Enterprises need to start thinking about their BYOD implementation planning before actually implementing BYOD across their network. Considering the variables in the right order avoids putting the cart before the horse and would help avoid problems in the future. Having said that, it is worth mentioning that although planning for BYOD should start from the left to right of the variables mentioned earlier, actually implementing BYOD should be considered from right to left; I’ll explain. Implementing BYOD starts by considering the level of trust attributed to a user and/or device, which is usually determined by users and/or devices successfully authenticating or validating their identity to a trusted entity, followed by the authorisation (access control) subsequently given to corporate resources, where the level of trust determines the level of access granted.
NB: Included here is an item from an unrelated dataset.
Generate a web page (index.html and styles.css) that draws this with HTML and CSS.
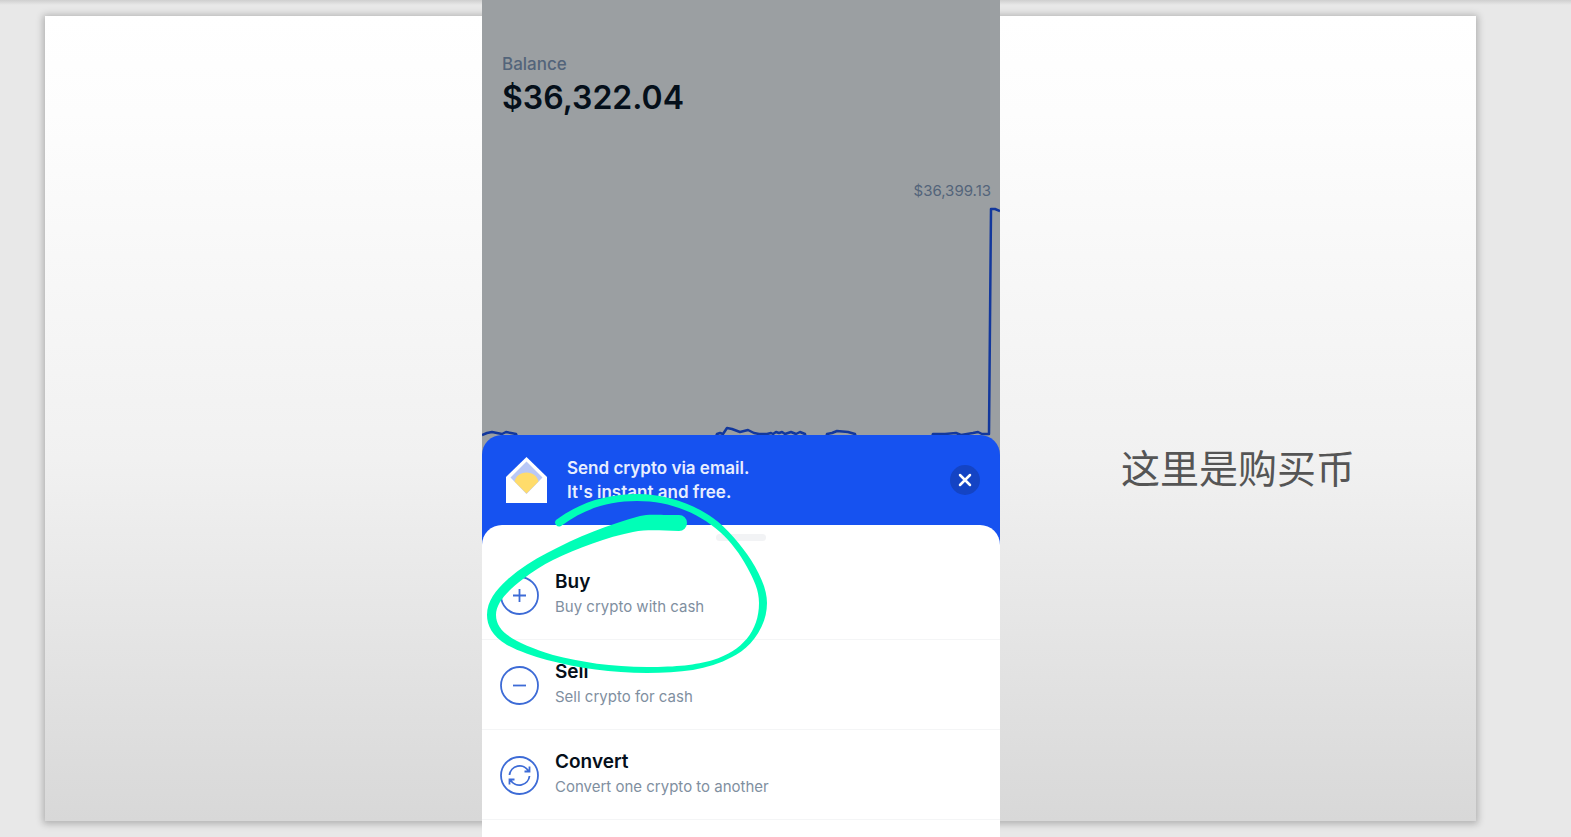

All of which must ultimately comply with the organisation’s BYOD policy.
User Trust→Device Trust → Access Control/Authorisation →Resources→BYOD Policy
Again, each variable ties in with the other variables next to it, but it is important that enterprises do not make the mistake of starting to write their BYOD policy by first considering the trust attributed to their users.
In conclusion, as I mentioned at the beginning, starting a business almost always involves an understanding of the market, competitors and a business plan before anything begins. The same should be the case with BYOD in the context of the variables mentioned above, only then will your enterprise minimise problems and increase its probability of a successful and worthwhile BYOD environment.